Post-processing results from cross-study analysis (CSA)
This README provides an overview of the post-processing pipeline designed for analyzing and evaluating Cross-Study Analysis (CSA) results. The pipeline generates metrics, visualizations, and summaries, comparing model predictions to ground truth values of test sets. This post-processing offers a comprehensive evaluation of model prediction performance within and across datasets.
Installation
See Installation.
Usage
CSA experiment results are often stored in a model directory (e.g., LGBM/run.csa.small). Note that CSA post-processing only requires the raw prediction results obtained via inference runs. You can launch post-processing pipeline as follows:
MODEL_DIR=LGBM
CSA_EXPERIMENT_DIR=run.csa.small
python csa_postproc.py --res_dir ${MODEL_DIR}/${CSA_EXPERIMENT_DIR} --model_name ${MODEL_DIR} --y_col_name auc
Example Usage
In this example, we demontrate how launch the post-processing pipeline with the example data provided in [./LGBM/run.csa.small](./LGBM/run.csa.small).
1. Clone IMPROVE repo
Clone the IMPROVE repository to a directory of your preference.
git clone https://github.com/JDACS4C-IMPROVE/IMPROVE
cd IMPROVE
git checkout develop
2. Set PYTHONPATH
Assuming you are currently inside IMPROVE directory, run the following. This adds IMPROVE repo to PYTHONPATH.
source setup_improve.sh
3. Run post-processing
Assuming the CSA results are located in IMPROVE/workflows/utils/csa/LGBM/run.csa.small, run the post-processing script:
python workflows/utils/csa/csa_postproc.py --res_dir workflows/utils/csa/${MODEL_DIR}/${CSA_EXPERIMENT_DIR} --model_name ${MODEL_DIR} --y_col_name auc
Argument Definitions
res_dir (required)
: Path to the directory containing the results. This should include the predicted and ground truth values. An example is provided in [./LGBM/run.csa.small](./LGBM/run.csa.small).model_name (required)
: Name of the prediction model (e.g., GraphDRP, DeepCDR). This name will be used in the output summaries and visualizations.y_col_name (optional)
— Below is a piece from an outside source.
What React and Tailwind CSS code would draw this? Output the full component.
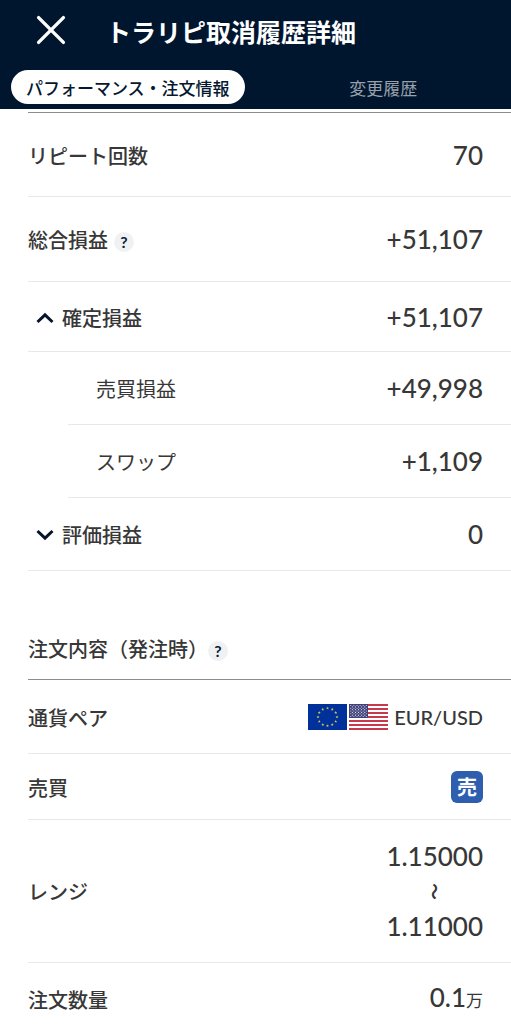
import React, { useState } from 'react';

const HelpButton = ({ label }) => (
  <button
    type="button"
    aria-label={label}
    className="mt-1 flex h-5 w-5 items-center justify-center rounded-full bg-[#f0f1f2] font-['Lato'] text-base leading-none font-bold text-[#0b1c38]"
  >
    ?
  </button>
);

const Chevron = ({ open }) => (
  <svg viewBox="0 0 18 12" className="h-3 w-[18px]" fill="none" stroke="#06152b" strokeWidth="3">
    <path d={open ? 'M1.5 10 9 2.8l7.5 7.2' : 'M1.5 2 9 9.2 16.5 2'} />
  </svg>
);

const Amount = ({ children }) => (
  <dd className="font-['Lato','Noto_Sans_CJK_JP',sans-serif] text-[26px] leading-8 font-medium">{children}</dd>
);

const Label = ({ className = '', children }) => <dt className={`pt-0.5 ${className}`}>{children}</dt>;

const Row = ({ className = '', children }) => (
  <div className={`flex items-center justify-between border-b border-[#e8e8ea] pr-7 ${className}`}>{children}</div>
);

// 12 stars of the EU flag sit on a circle round the centre
const euStars = Array.from({ length: 12 }, (_, i) => {
  const a = (i * Math.PI) / 6;
  return [19.5 + 9.5 * Math.sin(a), 13 - 8.8 * Math.cos(a)];
});

const starPath = (cx, cy, r) => {
  const pts = Array.from({ length: 10 }, (_, i) => {
    const rad = i % 2 ? r * 0.4 : r;
    const a = (i * Math.PI) / 5;
    return `${(cx + rad * Math.sin(a)).toFixed(2)} ${(cy - rad * Math.cos(a)).toFixed(2)}`;
  });
  return `M${pts.join('L')}Z`;
};

const EuFlag = () => (
  <svg viewBox="0 0 39 26" className="h-[26px] w-[39px]" aria-hidden="true">
    <rect width="39" height="26" fill="#00309a" />
    {euStars.map(([x, y], i) => (
      <path key={i} d={starPath(x, y, 1.6)} fill="#d8ca4a" />
    ))}
  </svg>
);

const UsFlag = () => (
  <svg viewBox="0 0 39 26" className="h-[26px] w-[39px]" aria-hidden="true">
    <rect width="39" height="26" fill="#fff" />
    {[0, 1, 2, 3, 4, 5, 6].map((i) => (
      <rect key={i} y={i * 4} width="39" height="2" fill="#c8384c" />
    ))}
    <rect width="19" height="14" fill="#40417a" />
    {Array.from({ length: 9 }, (_, r) =>
      Array.from({ length: r % 2 ? 5 : 6 }, (_, c) => (
        <circle key={`${r}-${c}`} cx={1.8 + c * 3.1 + (r % 2 ? 1.55 : 0)} cy={1.5 + r * 1.38} r="0.55" fill="#e6e6f0" />
      ))
    )}
  </svg>
);

const TABS = [
  { id: 'performance', label: 'パフォーマンス・注文情報' },
  { id: 'history', label: '変更履歴' },
];

const App = () => {
  const [tab, setTab] = useState('performance');
  const [showRealized, setShowRealized] = useState(true);
  const [showUnrealized, setShowUnrealized] = useState(false);

  return (
    <div className="min-h-screen overflow-hidden bg-white font-['Noto_Sans_CJK_JP',sans-serif] text-[#373737]">
      <header className="bg-[#00162e] pb-[5px] text-white">
        <div className="flex h-[70px] items-start gap-10 pt-3 pl-9">
          <button type="button" aria-label="閉じる" className="flex h-9 w-[30px] items-center justify-center">
            <svg viewBox="0 0 30 30" className="h-[30px] w-[30px]" stroke="currentColor" strokeWidth="3.4" strokeLinecap="round">
              <path d="M2.6 2.6 27.4 27.4M27.4 2.6 2.6 27.4" />
            </svg>
          </button>
          <h1 className="pt-px text-[25px] leading-9 font-bold">トラリピ取消履歴詳細</h1>
        </div>

        <div role="tablist" className="grid grid-cols-2">
          {TABS.map((t) => (
            <button
              key={t.id}
              type="button"
              role="tab"
              aria-selected={tab === t.id}
              onClick={() => setTab(t.id)}
              className={`mx-[11px] h-[34px] rounded-full text-[17px] leading-none whitespace-nowrap ${
                tab === t.id ? 'bg-white font-medium text-[#06182f]' : 'text-[#98a1ab]'
              }`}
            >
              {t.label}
            </button>
          ))}
        </div>
      </header>

      <main className="pt-[3px] pl-7 text-xl leading-8 font-medium">
        {/* --- PERFORMANCE --- */}
        <dl className="border-t border-[#8c8c8c]">
          <Row className="h-[84px]">
            <Label>リピート回数</Label>
            <Amount>70</Amount>
          </Row>
          <Row className="h-[85px]">
            <Label className="flex items-center gap-1.5">
              総合損益
              <HelpButton label="総合損益の説明" />
            </Label>
            <Amount>+51,107</Amount>
          </Row>
          <Row className="h-[70px]">
            <Label>
              <button
                type="button"
                aria-expanded={showRealized}
                onClick={() => setShowRealized(!showRealized)}
                className="flex items-center gap-2 pl-2"
              >
                <Chevron open={showRealized} />
                確定損益
              </button>
            </Label>
            <Amount>+51,107</Amount>
          </Row>
          {showRealized && (
            <>
              <Row className="ml-10 h-[73px] pl-7">
                <Label className="font-normal">売買損益</Label>
                <Amount>+49,998</Amount>
              </Row>
              <Row className="ml-10 h-[73px] pl-7">
                <Label className="font-normal">スワップ</Label>
                <Amount>+1,109</Amount>
              </Row>
            </>
          )}
          <Row className="h-[73px]">
            <Label>
              <button
                type="button"
                aria-expanded={showUnrealized}
                onClick={() => setShowUnrealized(!showUnrealized)}
                className="flex items-center gap-2 pl-2"
              >
                <Chevron open={showUnrealized} />
                評価損益
              </button>
            </Label>
            <Amount>0</Amount>
          </Row>
        </dl>

        {/* --- ORDER --- */}
        <div className="flex items-center pt-[62px] pb-[14px]">
          <h2>注文内容（発注時）</h2>
          <HelpButton label="注文内容の説明" />
        </div>
        <dl className="border-t border-[#8c8c8c]">
          <Row className="h-[74px]">
            <Label>通貨ペア</Label>
            <dd className="flex items-center gap-0.5 font-['Lato',sans-serif]">
              <EuFlag />
              <UsFlag />
              <span className="pl-1">EUR/USD</span>
            </dd>
          </Row>
          <Row className="h-[66px]">
            <Label>売買</Label>
            <dd className="flex h-8 w-8 items-center justify-center rounded-md bg-[#2d5fae] font-bold text-white">売</dd>
          </Row>
          <Row className="h-[143px]">
            <Label>レンジ</Label>
            <dd className="flex flex-col items-center font-['Lato',sans-serif] text-[26px] font-medium">
              <span>1.15000</span>
              <span className="h-[38px] text-center font-['Noto_Sans_CJK_JP',sans-serif] text-[17px] leading-5 font-bold [text-orientation:sideways] [writing-mode:vertical-rl]">
                〜
              </span>
              <span>1.11000</span>
            </dd>
          </Row>
          <Row className="h-[73px]">
            <Label>注文数量</Label>
            <Amount>
              0.1<span className="text-[17px] font-normal">万</span>
            </Amount>
          </Row>
        </dl>
      </main>
    </div>
  );
};

export default App;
: Name of the column representing the target variable that the model predicts. The default is ‘auc’ (‘auc’ represents the area under the dose response curve of a drug viability experiment).outdir (optional)
: Directory to save the post-processing results, including metrics, summaries, and visualizations. If not specified, results will be saved in the current directory (‘./’).
Output Files
This pipeline generates in the specified output directory (outdir
):
all_scores.csv: Contains detailed performance metrics (e.g., mse, rmse, pcc, scc, r2) for each study comparison.
met: The prediction performance metric name (e.g., r2).
split: Intigers indicating the data splits (e.g., 0, 1, etc.).
value: The calculated metric value for that split.
src and trg: The source and target dataset names (e.g., CCLE, GDSCv2, gCSI), indicating comparisons within or across datasets.
densed_csa_table.csv: This file provides a summary of the mean and standard deviation for each metric, categorized into within and cross analyses. The within summary statistic is calculated as the mean of values along the diagonal of the CSA results table, representing performance within the same dataset. The cross summary statistic, on the other hand, is calculated as the mean of values on the off-diagonal, capturing performance across different datasets.
met: The metric name.
mean: The mean value of the metric for within-dataset or cross-dataset.
std: The standard deviation of the metric, representing variability across studies.
summary: Either “within” (comparisons within the same dataset) or “cross” (comparisons across different datasets).
<metric>_scores.csv: Files containing detailed prediction performance scores for each metric for different datasets.
<metric>_mean_csa_table.csv: Files containing the mean of prediction performance scores for a specific metric across all studies.
<metric>_std_csa_table.csv: Files containing the standard deviation of prediction performance scores for a specific metric across all studies.